Entscheidung des BFH
Der BFH hat den Fall an das FG Münster, das in der Vorinstanz entschieden hatte (Urteil vom 10.10.2019 , Az. 5 K 2662/16 U) zurückverwiesen, um zur Höhe der betreffenden Umsätze Aussagen zu treffen und zu prüfen, ob eine etwaige Privatnutzung von Fahrzeugen und Telefonen vorliege. Ferner müsse das Finanzgericht feststellen, in welcher Höhe Umsätze hinsichtlich der Lieferung von Essenscontainern und Medikamenten erbracht wurden, die (in diesem Fall) nicht unter die Steuerbefreiung fallen.

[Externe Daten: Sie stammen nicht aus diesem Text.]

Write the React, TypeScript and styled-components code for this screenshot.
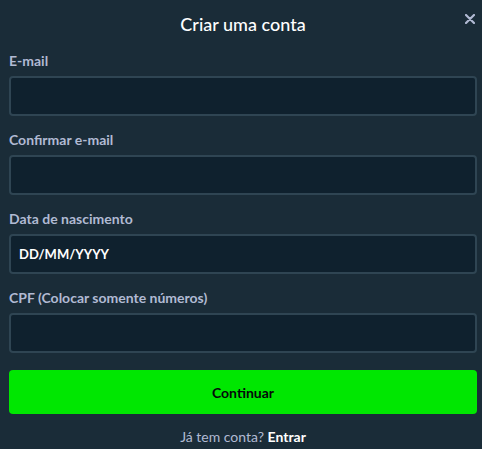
import React from "react";
import styled, { createGlobalStyle } from "styled-components";

const Global = createGlobalStyle`
  html, body { margin: 0; padding: 0; background: #1a2c38; }
  * { box-sizing: border-box; }
  body { font-family: "Lato", "Noto Sans", sans-serif; }
`;

const Modal = styled.div`
  width: 482px;
  min-height: 449px;
  background: #1a2c38;
  padding: 0 5px 0 9px;
  position: relative;
`;

const Header = styled.div`
  height: 48px;
  display: flex;
  align-items: center;
  justify-content: center;
  color: #ffffff;
  font-size: 18px;
  font-weight: 500;
`;

const Close = styled.button`
  position: absolute;
  top: 10px;
  right: 4px;
  width: 16px;
  height: 18px;
  border: none;
  background: none;
  padding: 0;
  color: #b1bad3;
  display: flex;
  align-items: center;
  justify-content: center;
`;

const Form = styled.div`
  display: flex;
  flex-direction: column;
  padding-top: 5px;
`;

const Field = styled.div`
  display: flex;
  flex-direction: column;
  margin-bottom: 16px;
  flex-shrink: 0;
`;

const Label = styled.label`
  color: #b1bad3;
  font-size: 14px;
  font-weight: 700;
  line-height: 16px;
  margin-bottom: 7px;
`;

const Input = styled.div`
  height: 40px;
  background: #0f212e;
  border: 2px solid #2f4553;
  border-radius: 4px;
  display: flex;
  align-items: center;
  padding: 0 8px;
  color: #ffffff;
  font-size: 13px;
  font-weight: 700;
`;

const Button = styled.button`
  height: 44px;
  flex-shrink: 0;
  margin-top: 1px;
  border: none;
  border-radius: 4px;
  background: #00e701;
  color: #05080a;
  font-family: inherit;
  font-size: 14px;
  font-weight: 700;
`;

const Footer = styled.div`
  text-align: center;
  margin-top: 15px;
  color: #b1bad3;
  font-size: 14px;
  line-height: 16px;
`;

const Strong = styled.span`
  color: #ffffff;
  font-weight: 700;
`;

const fields = [
  { label: "E-mail" },
  { label: "Confirmar e-mail" },
  { label: "Data de nascimento", value: "DD/MM/YYYY" },
  { label: "CPF (Colocar somente números)" },
];

export default function App() {
  return (
    <>
      <Global />
      <Modal>
        <Header>Criar uma conta</Header>
        <Close aria-label="Fechar">
          <svg width="10" height="10" viewBox="0 0 10 10">
            <path d="M1 1L9 9M9 1L1 9" stroke="currentColor" strokeWidth="2.2" strokeLinecap="round" />
          </svg>
        </Close>
        <Form>
          {fields.map((f) => (
            <Field key={f.label}>
              <Label>{f.label}</Label>
              <Input>{f.value}</Input>
            </Field>
          ))}
          <Button>Continuar</Button>
          <Footer>
            Já tem conta? <Strong>Entrar</Strong>
          </Footer>
        </Form>
      </Modal>
    </>
  );
}
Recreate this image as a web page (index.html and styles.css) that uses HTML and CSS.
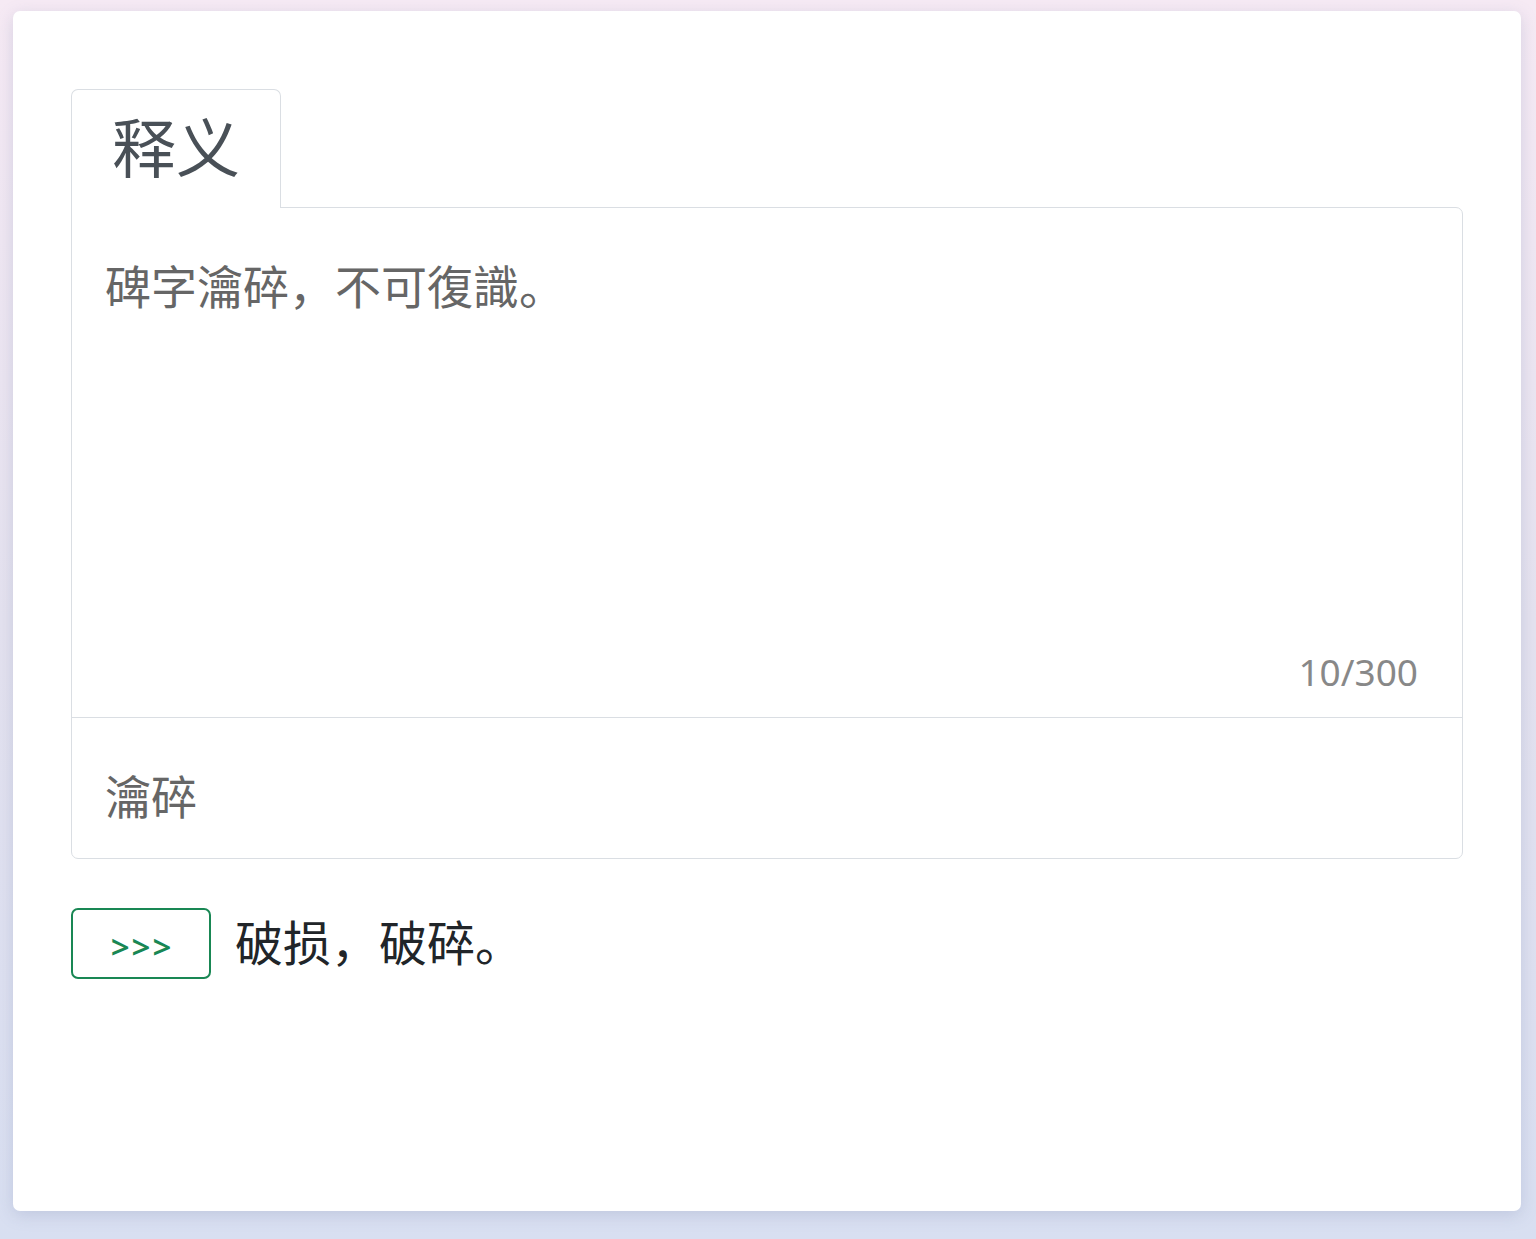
FILE: index.html
```html
<!DOCTYPE html>
<html lang="zh">
<head>
<meta charset="utf-8">
<title>释义</title>
<link rel="stylesheet" href="styles.css">
</head>
<body>
<div class="card">
  <div class="tabs">
    <div class="tab">释义</div>
  </div>
  <div class="panel">
    <div class="source">
      <div class="source-text">碑字瀹碎，不可復識。</div>
      <div class="counter">10/300</div>
    </div>
    <div class="term">瀹碎</div>
  </div>
  <div class="result">
    <button class="go">&gt;&gt;&gt;</button>
    <div class="meaning">破损，破碎。</div>
  </div>
</div>
</body>
</html>
```

FILE: styles.css
```css
html, body {
  margin: 0;
  height: 100%;
}
body {
  background: linear-gradient(180deg, #f6eaf4 0%, #e4e2ef 50%, #d8dff1 100%);
  padding: 11px 15px 28px 13px;
  box-sizing: border-box;
  font-family: "Noto Sans", "Noto Sans CJK SC", sans-serif;
}
.card {
  background: #fff;
  border-radius: 7px;
  height: 1200px;
  box-sizing: border-box;
  padding: 78px 58px 0 58px;
  box-shadow: 0 4px 16px rgba(120, 130, 170, 0.25);
}
.tabs {
  display: flex;
}
.tab {
  position: relative;
  z-index: 1;
  background: #fff;
  border: 1px solid #dadee3;
  border-bottom: none;
  border-radius: 7px 7px 0 0;
  padding: 6px 40px 16px 40px;
  margin-bottom: -1px;
  font-family: "Noto Sans CJK SC", sans-serif;
  font-size: 64px;
  line-height: 96px;
  color: #495057;
}
.panel {
  border: 1px solid #dadee3;
  border-radius: 0 7px 7px 7px;
}
.source {
  height: 510px;
  box-sizing: border-box;
  padding: 42px 44px 18px 33px;
  display: flex;
  flex-direction: column;
  justify-content: space-between;
  border-bottom: 1px solid #dadee3;
}
.source-text {
  font-family: "Noto Sans CJK SC", sans-serif;
  font-size: 46px;
  line-height: 69px;
  color: #666;
}
.counter {
  align-self: flex-end;
  font-family: "Noto Sans", sans-serif;
  font-size: 37px;
  line-height: 55px;
  color: #888;
}
.term {
  height: 140px;
  box-sizing: border-box;
  padding: 42px 33px 0 33px;
  font-family: "Noto Sans CJK SC", sans-serif;
  font-size: 46px;
  line-height: 69px;
  color: #666;
}
.result {
  display: flex;
  align-items: flex-start;
  gap: 24px;
  margin-top: 49px;
}
.go {
  width: 140px;
  height: 71px;
  box-sizing: border-box;
  border: 2px solid #198754;
  border-radius: 7px;
  background: #fff;
  color: #198754;
  font-family: "Noto Sans", sans-serif;
  font-size: 33px;
  font-weight: 600;
  letter-spacing: 2px;
  padding: 5px 0 0 2px;
}
.meaning {
  font-family: "Noto Sans CJK SC", sans-serif;
  font-size: 48px;
  line-height: 72px;
  color: #212529;
  margin-top: -4px;
}
```
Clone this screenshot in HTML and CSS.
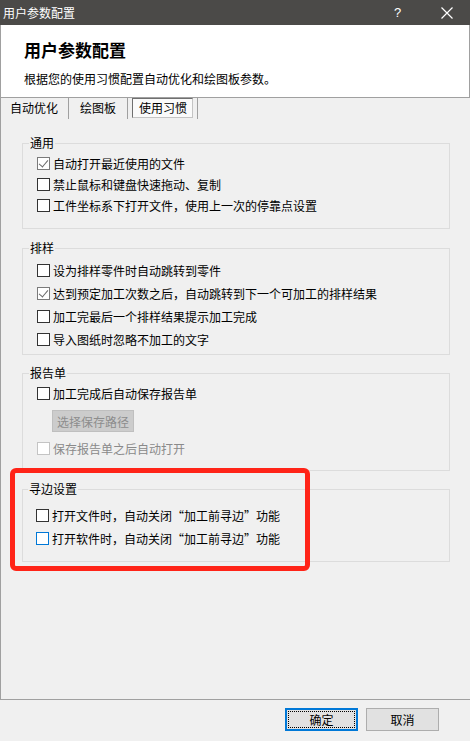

Im Übrigen seien die Voraussetzungen des Art. 132 Abs. 1 Buchst. g MwStSystRL gegeben. Die Steuerbefreiung knüpft sowohl an leistungs- als auch an personenbezogene Voraussetzungen an. Es muss sich damit zunächst um „eng mit der Sozialfürsorge und der sozialen Sicherheit verbundene Dienstleistungen“ handeln. Der BFH geht davon aus, dass hier entsprechende Dienstleistungen durch die GmbH erbracht wurden. Die Beförderung erstrecke sich nicht nur auf den originären Transport der Personen, Notfall-Sets sowie Sauerstoff werden vorgehalten und bei Bedarf Begleitpersonen mitgenommen. Die Steuerbefreiung nach Art. 132 Abs. 1 Buchst. g MwStSystRL hängt nicht davon ab, wer Leistungsempfänger ist; es ist also unerheblich, dass Leistungen im Regelfall nicht gegenüber den beförderten Personen erbracht wurden. Ferner stell der BFH fest, dass die Klägerin richtlinienkonform eine anerkannte Einrichtung mit sozialem Charakter betreibe. Dafür spreche u.a. auch, dass die Kosten weitestgehend von Einrichtungen der sozialen Sicherheit übernommen werden. Soweit Taxi- und Mietwagenunternehmen mit den streitgegenständlichen Leistungen vergleichbare Leistungen erbringen, aber die weiteren Voraussetzungen der Unternehmensanerkennung nicht erfüllen, ist das Fehlen dieser Voraussetzungen für Wettbewerber nicht geeignet, eine Wettbewerbsverzerrung zu begründen. Diesen Unternehmen stünde es jedoch frei, sich auch um die o.g. Steuerbefreiung zu bemühen, indem sie die Voraussetzungen hierfür schaffen.
Fazit
§ 4 Nr. 17b UStG knüpft an die Voraussetzungen für die Steuerbefreiung die Bedingung, dass für die Beförderungsleistung die Fahrzeuge entsprechend eingerichtet und ausgestattet sind. Art. 132 Abs. 1 Buchst. g MwStSystRL ist hier weitsichtiger. Es kommt nicht nur auf die Beschaffung der Fahrzeuge an, sondern darauf, dass es sich um eine anerkannte Einrichtung mit sozialem Charakter handelt. Eine solche liegt i.d.R. vor, wenn die Kosten überwiegend von den Sozialversicherungsträgern übernommen werden.